No tocante ao indiciamento do indivíduo em tais circunstâncias, decretada a prisão temporária no plantão judiciário (Lei 7.960/89, art.5º) e caso decidido pelo indiciamento, o interrogatório de mérito só poderá ser realizado se o indiciado estiver devidamente assistido e optar por prestar sua versão dos fatos (autodefesa positiva). Do contrário, o ato será limitado à qualificação e à ciência da imputação, preservando as garantias processuais, notadamente a permanência em silêncio e a não autoincriminação, sem prejuízo da opção por posterior decisão de indiciamento, a ensejar o interrogatório oportunamente, ainda que indireto e em sede de inquérito policial deflagrado por portaria.

4ª) HIPÓTESE SIMILAR À ANTERIOR, PORÉM ENVOLVENDO FATO PRETÉRITO DE INFRAÇÃO PENAL NÃO ELENCADA NO ROL QUE AUTORIZA PRISÃO TEMPORÁRIA
A título de exemplo, é o caso de indivíduo surpreendido conduzindo veículo furtado que, apresentado na delegacia, verifica-se ser ele o autor da subtração, perpetrada dias antes.

Não há que se falar em flagrante delito. O sujeito conduzido não está tecnicamente preso e, ainda que se encontre no período de repouso noturno, não haverá óbice para que, uma vez decidido pelo seu indiciamento, seja promovido o interrogatório, asseguradas sempre as garantias do indiciado de permanecer em silêncio e de solicitar defesa técnica para o ato.

CONSIDERAÇÕES FINAIS
A nova Lei de Abuso de Autoridade veicula tópicos controversos, em razão de aparente subjetividade na redação de seus dispositivos, conquanto veicule salutares filtros para a configuração de suas infrações penais. 

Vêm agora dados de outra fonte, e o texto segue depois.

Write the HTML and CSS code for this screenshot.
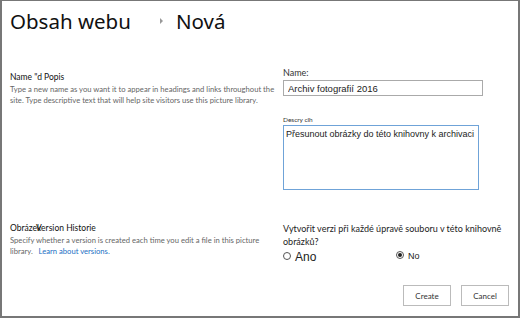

Esses são, em síntese, os aspectos que podem acarretar mais debates sobre a infração penal do artigo 18 da Lei 13.869/2019 os quais, numa impressão inicial, admitem as soluções propostas, que serão depuradas para sedimentação doutrinária e jurisprudencial. Até lá, a própria nova Lei de Abuso de Autoridade confere ao Delegado de Polícia, autoridade responsável pelo interrogatório policial, liberdade de convicção na interpretação da lei ou na avaliação de fatos e provas, não configurando delito a mera divergência exegética (Lei 13.869/19, art. 2º, § 2º), disposição harmônica ao postulado da motivação e à inerente independência funcional, prerrogativa das Autoridades Policiais garantida pela autonomia intelectual para interpretar o ordenamento e decidir, com imparcialidade e isenção, de modo fundamentado[12]. Assim, justificado o ato decisório, não há que se falar em infração penal, inclusive por patente ausência de elemento subjetivo.